- Directions for this task
Reproduce the data exactly and drop any pictures it holds.

===== Collected material

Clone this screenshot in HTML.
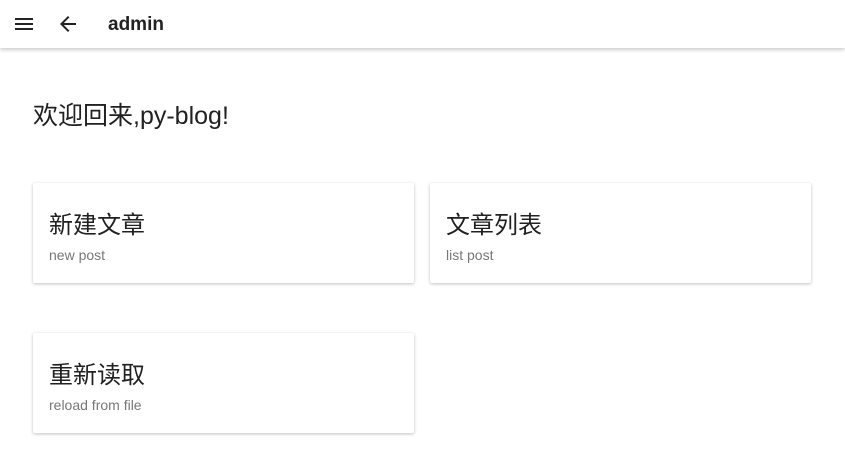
<!DOCTYPE html>
<html><head><meta charset="utf-8"><style>
body{margin:0;width:845px;height:471px;background:#fff;font-family:"Liberation Sans","Noto Sans CJK SC",sans-serif;overflow:hidden;position:relative;color:#212121}
.bar{position:absolute;left:0;top:0;width:845px;height:48px;background:#fff;box-shadow:0 2px 4px rgba(0,0,0,.2)}
.title{position:absolute;left:108px;top:14px;font-size:19px;font-weight:bold;color:#222}
h1{position:absolute;left:33px;top:100px;margin:0;font-size:25px;font-weight:normal;line-height:32px}
.card{position:absolute;width:381px;height:100px;background:#fff;border-radius:2px;box-shadow:0 1px 3px rgba(0,0,0,.25)}
.card .h{position:absolute;left:16px;top:28px;font-size:24px;line-height:30px}
.card .s{position:absolute;left:16px;top:64px;font-size:14px;color:#777}
</style></head><body>
<div class="bar">
<svg style="position:absolute;left:12px;top:12px" width="24" height="24" viewBox="0 0 24 24"><path d="M3 6h18v2H3zm0 5h18v2H3zm0 5h18v2H3z" fill="#222"/></svg>
<svg style="position:absolute;left:56px;top:12px" width="24" height="24" viewBox="0 0 24 24"><path d="M20 11H7.83l5.59-5.59L12 4l-8 8 8 8 1.41-1.41L7.83 13H20v-2z" fill="#222"/></svg>
<div class="title">admin</div>
</div>
<h1>欢迎回来,py-blog!</h1>
<div class="card" style="left:33px;top:183px"><div class="h">新建文章</div><div class="s">new post</div></div>
<div class="card" style="left:430px;top:183px"><div class="h">文章列表</div><div class="s">list post</div></div>
<div class="card" style="left:33px;top:333px"><div class="h">重新读取</div><div class="s">reload from file</div></div>
</body></html>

==========

- Solution below
Clone this screenshot in HTML.
<!DOCTYPE html>
<html><head><meta charset="utf-8"><style>
body{margin:0;width:845px;height:471px;background:#fff;font-family:"Liberation Sans","Noto Sans CJK SC",sans-serif;overflow:hidden;position:relative;color:#212121}
.bar{position:absolute;left:0;top:0;width:845px;height:48px;background:#fff;box-shadow:0 2px 4px rgba(0,0,0,.2)}
.title{position:absolute;left:108px;top:14px;font-size:19px;font-weight:bold;color:#222}
h1{position:absolute;left:33px;top:100px;margin:0;font-size:25px;font-weight:normal;line-height:32px}
.card{position:absolute;width:381px;height:100px;background:#fff;border-radius:2px;box-shadow:0 1px 3px rgba(0,0,0,.25)}
.card .h{position:absolute;left:16px;top:28px;font-size:24px;line-height:30px}
.card .s{position:absolute;left:16px;top:64px;font-size:14px;color:#777}
</style></head><body>
<div class="bar">
<svg style="position:absolute;left:12px;top:12px" width="24" height="24" viewBox="0 0 24 24"><path d="M3 6h18v2H3zm0 5h18v2H3zm0 5h18v2H3z" fill="#222"/></svg>
<svg style="position:absolute;left:56px;top:12px" width="24" height="24" viewBox="0 0 24 24"><path d="M20 11H7.83l5.59-5.59L12 4l-8 8 8 8 1.41-1.41L7.83 13H20v-2z" fill="#222"/></svg>
<div class="title">admin</div>
</div>
<h1>欢迎回来,py-blog!</h1>
<div class="card" style="left:33px;top:183px"><div class="h">新建文章</div><div class="s">new post</div></div>
<div class="card" style="left:430px;top:183px"><div class="h">文章列表</div><div class="s">list post</div></div>
<div class="card" style="left:33px;top:333px"><div class="h">重新读取</div><div class="s">reload from file</div></div>
</body></html>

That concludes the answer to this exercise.